=== WHAT IS BEING ASKED ===
For every line in the records that has the word "Tailwind", make a copy.

===============

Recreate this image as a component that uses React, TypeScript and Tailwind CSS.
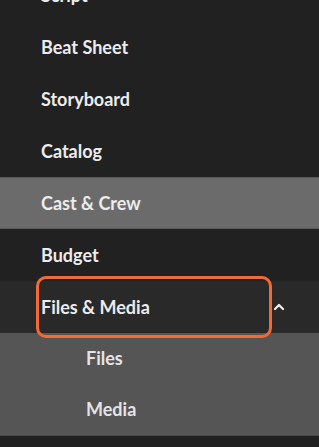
import { ChevronUp } from 'lucide-react'

const items = ['Script', 'Beat Sheet', 'Storyboard', 'Catalog', 'Cast & Crew', 'Budget']

export default function App() {
  return (
    <main className="w-[319px] h-[447px] overflow-hidden bg-[#212121] font-['Lato',sans-serif] text-[#ececec]">
      <nav className="-mt-[31px] flex flex-col">
        {items.map((label) => (
          <div
            key={label}
            className={
              label === 'Cast & Crew'
                ? 'h-[52px] flex items-center pl-[41px] bg-[#6b6b6b] border-y border-[#5a5a5a]'
                : 'h-[52px] flex items-center pl-[41px]'
            }
          >
            <span className="text-[18px] font-bold">{label}</span>
          </div>
        ))}

        <div className="relative h-[52px] flex items-center justify-between pl-[41px] pr-[32px] bg-[#292929]">
          <span className="text-[18px] font-bold">Files &amp; Media</span>
          <ChevronUp className="w-[16px] h-[16px]" strokeWidth={3.5} />
          <div className="absolute left-[36px] top-[-5px] w-[236px] h-[62px] rounded-[10px] border-[3px] border-[#f36a35]" />
        </div>

        <div className="bg-[#555555] border-b border-[#4a4a4a]">
          <div className="h-[51px] flex items-center pl-[86px]">
            <span className="text-[18px] font-bold text-[#e4e4e4]">Files</span>
          </div>
          <div className="h-[51px] flex items-center pl-[86px]">
            <span className="text-[18px] font-bold text-[#e4e4e4]">Media</span>
          </div>
        </div>
      </nav>
    </main>
  )
}
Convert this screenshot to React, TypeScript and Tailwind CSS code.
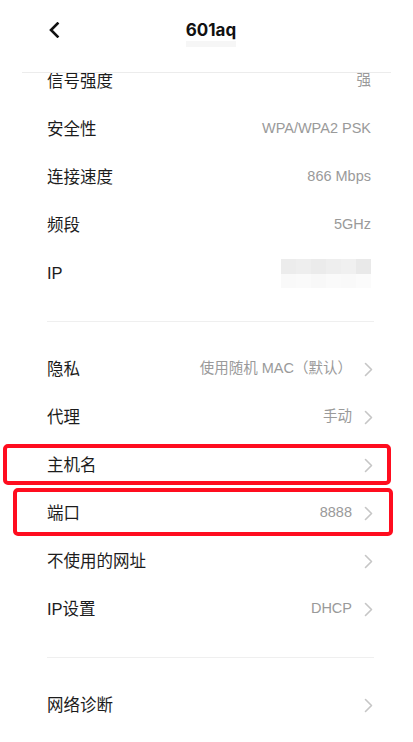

===============

=== COMPLETED TASK ===
Recreate this image as a component that uses React, TypeScript and Tailwind CSS.
Convert this screenshot to React, TypeScript and Tailwind CSS code.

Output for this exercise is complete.